Copy, exactly as written, the lines that begin at the one containing "Convert this screenshot" and end at the one containing "import React from". Skip any pictures in the data below.

## [Source data]
>> Start

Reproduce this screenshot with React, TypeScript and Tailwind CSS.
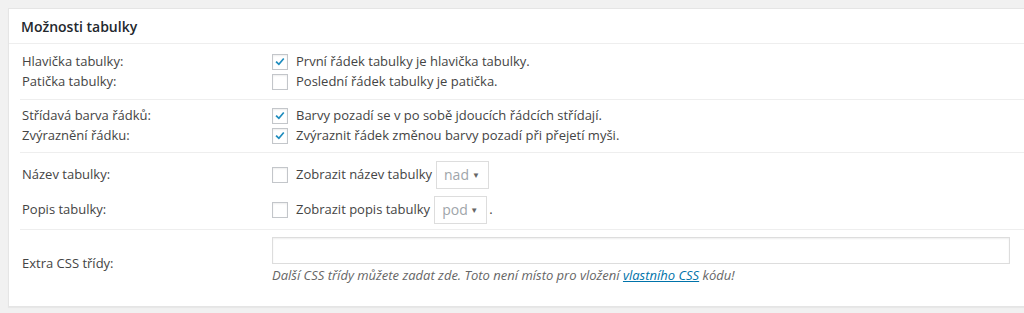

>> End
>> Start

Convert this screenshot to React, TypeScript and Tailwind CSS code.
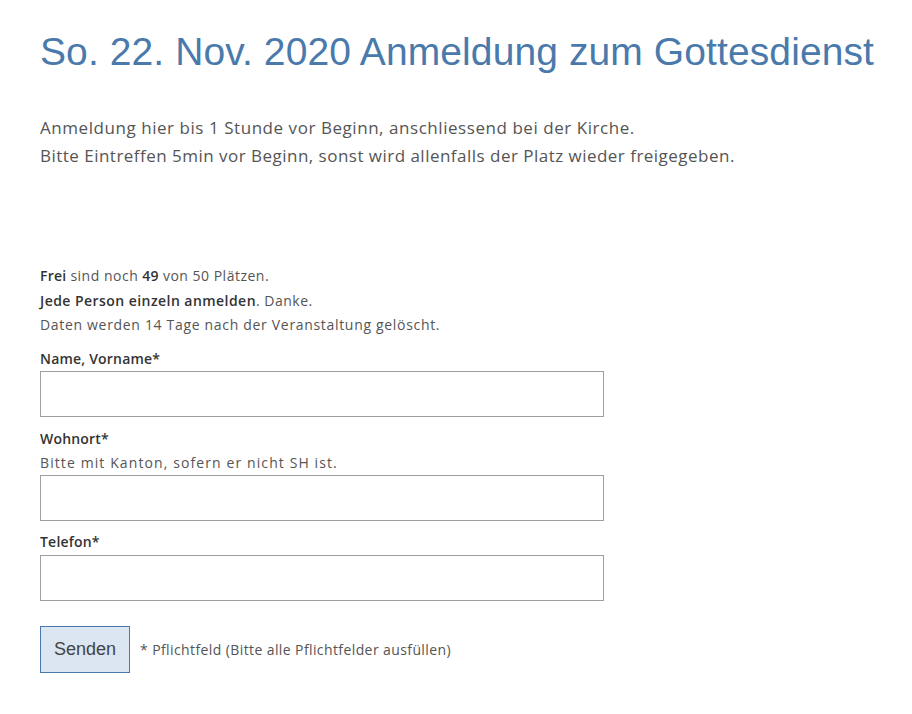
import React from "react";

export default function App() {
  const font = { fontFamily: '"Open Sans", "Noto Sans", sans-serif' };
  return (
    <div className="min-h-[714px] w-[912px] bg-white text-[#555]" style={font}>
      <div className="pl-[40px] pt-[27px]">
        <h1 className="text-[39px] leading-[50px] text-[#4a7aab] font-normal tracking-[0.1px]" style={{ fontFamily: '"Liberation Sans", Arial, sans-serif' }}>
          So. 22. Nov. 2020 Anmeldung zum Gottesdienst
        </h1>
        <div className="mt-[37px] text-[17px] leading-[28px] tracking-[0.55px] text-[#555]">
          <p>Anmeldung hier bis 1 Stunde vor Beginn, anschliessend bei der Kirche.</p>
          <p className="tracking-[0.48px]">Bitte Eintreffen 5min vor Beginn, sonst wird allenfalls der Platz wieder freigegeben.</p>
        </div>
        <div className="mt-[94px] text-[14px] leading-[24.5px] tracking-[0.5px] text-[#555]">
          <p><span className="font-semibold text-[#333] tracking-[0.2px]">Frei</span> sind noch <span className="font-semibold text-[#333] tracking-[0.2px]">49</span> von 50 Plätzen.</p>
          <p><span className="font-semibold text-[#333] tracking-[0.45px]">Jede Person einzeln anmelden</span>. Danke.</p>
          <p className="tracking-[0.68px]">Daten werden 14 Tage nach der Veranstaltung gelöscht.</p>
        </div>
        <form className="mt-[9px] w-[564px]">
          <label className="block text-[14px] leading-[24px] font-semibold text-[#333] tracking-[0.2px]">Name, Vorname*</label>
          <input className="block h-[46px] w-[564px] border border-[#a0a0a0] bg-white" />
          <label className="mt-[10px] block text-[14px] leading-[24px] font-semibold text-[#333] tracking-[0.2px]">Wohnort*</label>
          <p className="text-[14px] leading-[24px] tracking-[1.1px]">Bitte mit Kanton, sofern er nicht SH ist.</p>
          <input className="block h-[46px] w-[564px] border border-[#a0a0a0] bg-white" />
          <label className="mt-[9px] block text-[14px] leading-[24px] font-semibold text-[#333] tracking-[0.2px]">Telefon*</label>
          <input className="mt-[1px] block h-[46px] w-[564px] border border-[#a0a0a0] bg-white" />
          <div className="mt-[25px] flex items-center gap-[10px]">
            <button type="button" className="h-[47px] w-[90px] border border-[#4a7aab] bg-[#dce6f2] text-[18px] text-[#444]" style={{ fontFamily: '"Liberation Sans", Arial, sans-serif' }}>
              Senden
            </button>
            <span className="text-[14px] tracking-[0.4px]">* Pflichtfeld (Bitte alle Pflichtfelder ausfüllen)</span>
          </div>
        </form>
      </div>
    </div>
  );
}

>> End
>> Start

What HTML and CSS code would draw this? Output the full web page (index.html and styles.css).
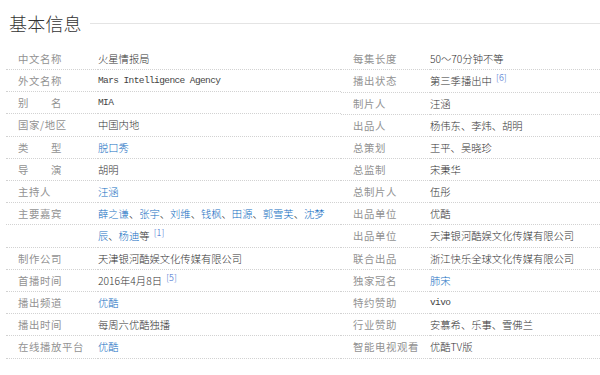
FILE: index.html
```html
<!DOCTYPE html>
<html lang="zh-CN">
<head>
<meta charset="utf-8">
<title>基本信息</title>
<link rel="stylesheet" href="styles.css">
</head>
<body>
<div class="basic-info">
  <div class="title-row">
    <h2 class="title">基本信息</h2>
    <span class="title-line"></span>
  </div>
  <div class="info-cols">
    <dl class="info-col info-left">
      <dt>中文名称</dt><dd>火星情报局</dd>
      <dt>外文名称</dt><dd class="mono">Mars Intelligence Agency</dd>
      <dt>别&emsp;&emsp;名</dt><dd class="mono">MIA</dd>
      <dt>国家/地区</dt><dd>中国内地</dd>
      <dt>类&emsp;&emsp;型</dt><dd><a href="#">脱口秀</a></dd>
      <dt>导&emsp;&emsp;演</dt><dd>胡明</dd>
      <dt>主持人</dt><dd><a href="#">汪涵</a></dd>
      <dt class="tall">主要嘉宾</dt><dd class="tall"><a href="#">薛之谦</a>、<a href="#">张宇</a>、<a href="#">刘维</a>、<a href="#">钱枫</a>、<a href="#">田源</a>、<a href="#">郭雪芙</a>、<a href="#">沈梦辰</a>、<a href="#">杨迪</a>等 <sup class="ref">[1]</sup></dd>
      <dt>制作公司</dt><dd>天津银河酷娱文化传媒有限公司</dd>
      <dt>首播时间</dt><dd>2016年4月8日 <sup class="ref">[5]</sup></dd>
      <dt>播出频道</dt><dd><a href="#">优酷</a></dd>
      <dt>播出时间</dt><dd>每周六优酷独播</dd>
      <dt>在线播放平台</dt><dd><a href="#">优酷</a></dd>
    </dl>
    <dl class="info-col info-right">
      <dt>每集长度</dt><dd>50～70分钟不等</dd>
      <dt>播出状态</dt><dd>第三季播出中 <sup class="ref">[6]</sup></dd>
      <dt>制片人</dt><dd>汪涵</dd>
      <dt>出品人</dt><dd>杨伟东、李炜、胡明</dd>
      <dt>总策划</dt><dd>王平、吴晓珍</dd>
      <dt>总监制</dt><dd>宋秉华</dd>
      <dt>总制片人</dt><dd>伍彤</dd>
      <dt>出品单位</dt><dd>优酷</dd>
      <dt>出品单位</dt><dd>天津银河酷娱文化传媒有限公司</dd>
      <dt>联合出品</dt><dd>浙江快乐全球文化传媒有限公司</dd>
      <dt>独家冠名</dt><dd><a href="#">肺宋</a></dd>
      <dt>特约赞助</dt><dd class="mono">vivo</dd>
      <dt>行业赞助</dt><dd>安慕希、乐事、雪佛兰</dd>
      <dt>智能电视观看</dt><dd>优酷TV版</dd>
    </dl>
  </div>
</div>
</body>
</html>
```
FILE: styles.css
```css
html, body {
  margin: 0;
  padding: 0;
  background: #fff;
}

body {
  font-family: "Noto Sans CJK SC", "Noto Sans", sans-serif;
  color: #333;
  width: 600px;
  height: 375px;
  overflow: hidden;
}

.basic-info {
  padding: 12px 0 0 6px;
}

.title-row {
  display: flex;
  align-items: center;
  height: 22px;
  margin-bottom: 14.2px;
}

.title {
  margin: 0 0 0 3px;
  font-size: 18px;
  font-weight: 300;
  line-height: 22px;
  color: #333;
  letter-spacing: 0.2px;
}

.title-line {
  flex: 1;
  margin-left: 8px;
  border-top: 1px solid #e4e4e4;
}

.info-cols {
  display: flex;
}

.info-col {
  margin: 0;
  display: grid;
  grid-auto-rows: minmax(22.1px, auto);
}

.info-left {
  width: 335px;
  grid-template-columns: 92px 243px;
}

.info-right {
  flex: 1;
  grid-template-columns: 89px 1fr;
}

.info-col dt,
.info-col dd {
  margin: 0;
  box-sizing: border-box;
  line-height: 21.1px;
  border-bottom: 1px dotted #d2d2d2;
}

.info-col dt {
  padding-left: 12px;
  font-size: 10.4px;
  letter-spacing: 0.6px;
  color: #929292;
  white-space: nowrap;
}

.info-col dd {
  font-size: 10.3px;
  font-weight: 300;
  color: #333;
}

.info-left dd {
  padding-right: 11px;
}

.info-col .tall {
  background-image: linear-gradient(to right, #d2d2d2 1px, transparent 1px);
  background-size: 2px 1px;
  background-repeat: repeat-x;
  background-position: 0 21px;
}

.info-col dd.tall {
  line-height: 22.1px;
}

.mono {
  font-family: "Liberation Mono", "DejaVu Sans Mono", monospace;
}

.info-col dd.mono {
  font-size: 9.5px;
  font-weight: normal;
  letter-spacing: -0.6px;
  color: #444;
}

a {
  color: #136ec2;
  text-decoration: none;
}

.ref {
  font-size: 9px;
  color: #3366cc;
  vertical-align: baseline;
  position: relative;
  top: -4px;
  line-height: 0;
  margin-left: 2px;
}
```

>> End

## [Completed task]
Convert this screenshot to React, TypeScript and Tailwind CSS code.
import React from "react";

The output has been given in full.